O filme Surda, dirigido por Eva Libertad, assistido no Festival do Rio, em 2005, foi vencedor do Prêmio do Público na seção Panorama do Festival de Berlim 2025. Ele conta a história de Ângela, uma mulher surda que está prestes a se tornar mãe pela primeira vez. Diante de sua gravidez, ao lado de um marido que escuta, ela passa a enfrentar alguns dilemas. Primeiro, se sua filha escutaria ou não e, se caso escutasse, estaria adaptada a uma vida a seu lado.
Assim, ela precisa enfrentar não só os obstáculos extras ao lidar com um mundo pouco adaptado às suas necessidades e as tensões crescentes diante da chegada da filha. Ela, por um lado, se sente escanteada pelo marido, afinal, é sempre mais fácil o marido resolver tudo sozinho sem ela, por outro lado, ela fica sempre sobrecarregada pela série de barreiras na comunicação e na educação da criança.
Um dos pontos altos do longa-metragem é tratar a surdez a partir de diversos aspectos, como se ela fosse uma espécie de prisma a ser desenhado e redesenhado de modo que o espectador não a veja de uma de um lugar estável. Como se fosse um vitral a ser observado ao se caminhar pelo filme, a surdez não é um aspecto a ser nem romantizado, nem vitimizado, nem isolado, nem coletivizado, ele é e, por isso, precisa ser notado em suas pulverizações.

Até porque a surdez não é um “lugar” em que se possa “literalmente” ver, nem tampouco “ouvir”. A surdez é quase como uma placidez, uma transparência. Mas então, como retratar no cinema está matéria sonora em ausência de modo a se dar a “vê-la” em sua desmaterialidade?
Bom, podemos olhar como outros filmes fizeram nos últimos anos: “O som do silêncio” (2019) opta por ir do barulho ao silêncio absoluto à tentativa da adaptação e à construção de uma comunidade surda. Já “Coda”, colocou uma única pessoa que ouve dentro de uma comunidade surda para que se pudesse escutar os sons da surdez, ou seja, para que pudéssemos ouvir uma língua dentro da língua, como se houvesse uma infralíngua dentro das linguagens, uma coisa belíssima.

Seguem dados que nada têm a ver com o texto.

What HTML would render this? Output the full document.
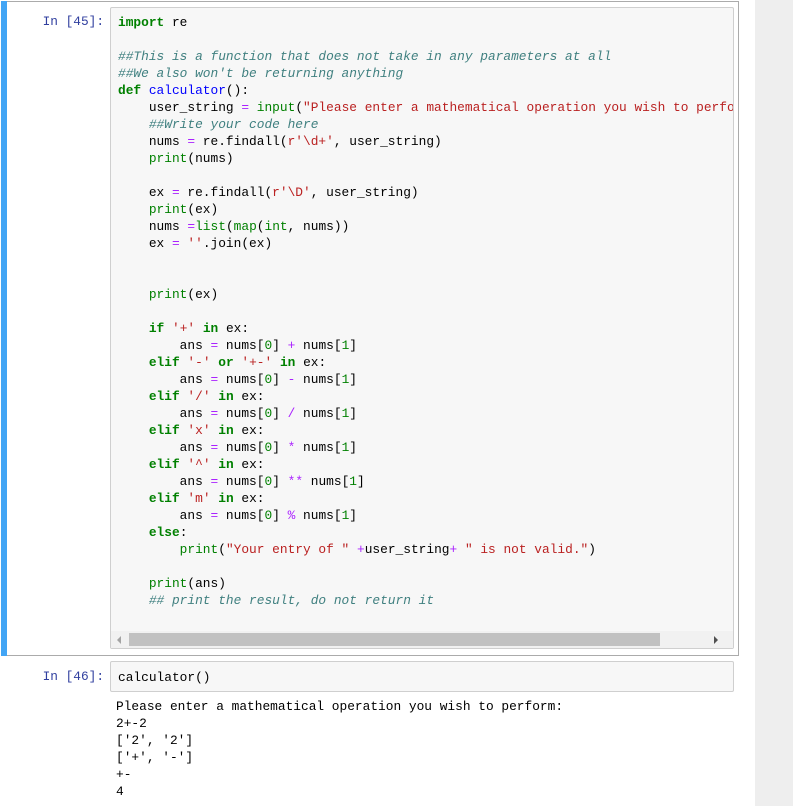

Em “Surda”, o que temos é a vontade de fazer a surdez ser tema, personagem, desenho, desejo, culpa, projeção. E esta mãe vai sentir culpa e raiva da filha por ela ouvir sim, mas também desejo de que a filha aprenda a se comunicar com ela, medo de que a filha não seja capaz de trocar consigo porque não domine a matéria- base da troca entre elas. Trata-se de um medo que talvez nem viesse a se confirmar, mas justificado, afinal, o mundo todos os dias confirma para essa mãe que nada foi feito para ela.
“Surda” desenha um mundo que, por ser tão excludente para pessoas com deficiência, redobra nos sujeitos um sentimento de culpa e impotência. E esse sentimento apaga questões coletivas e responsabilidades sociais, transformando-as em sentimentos meramente individuais. “Surda” transforma um problema que deveria ser do “modo como tratamos os surdos” em “problemas” da “Surda”. Por isso o filme é tão bom.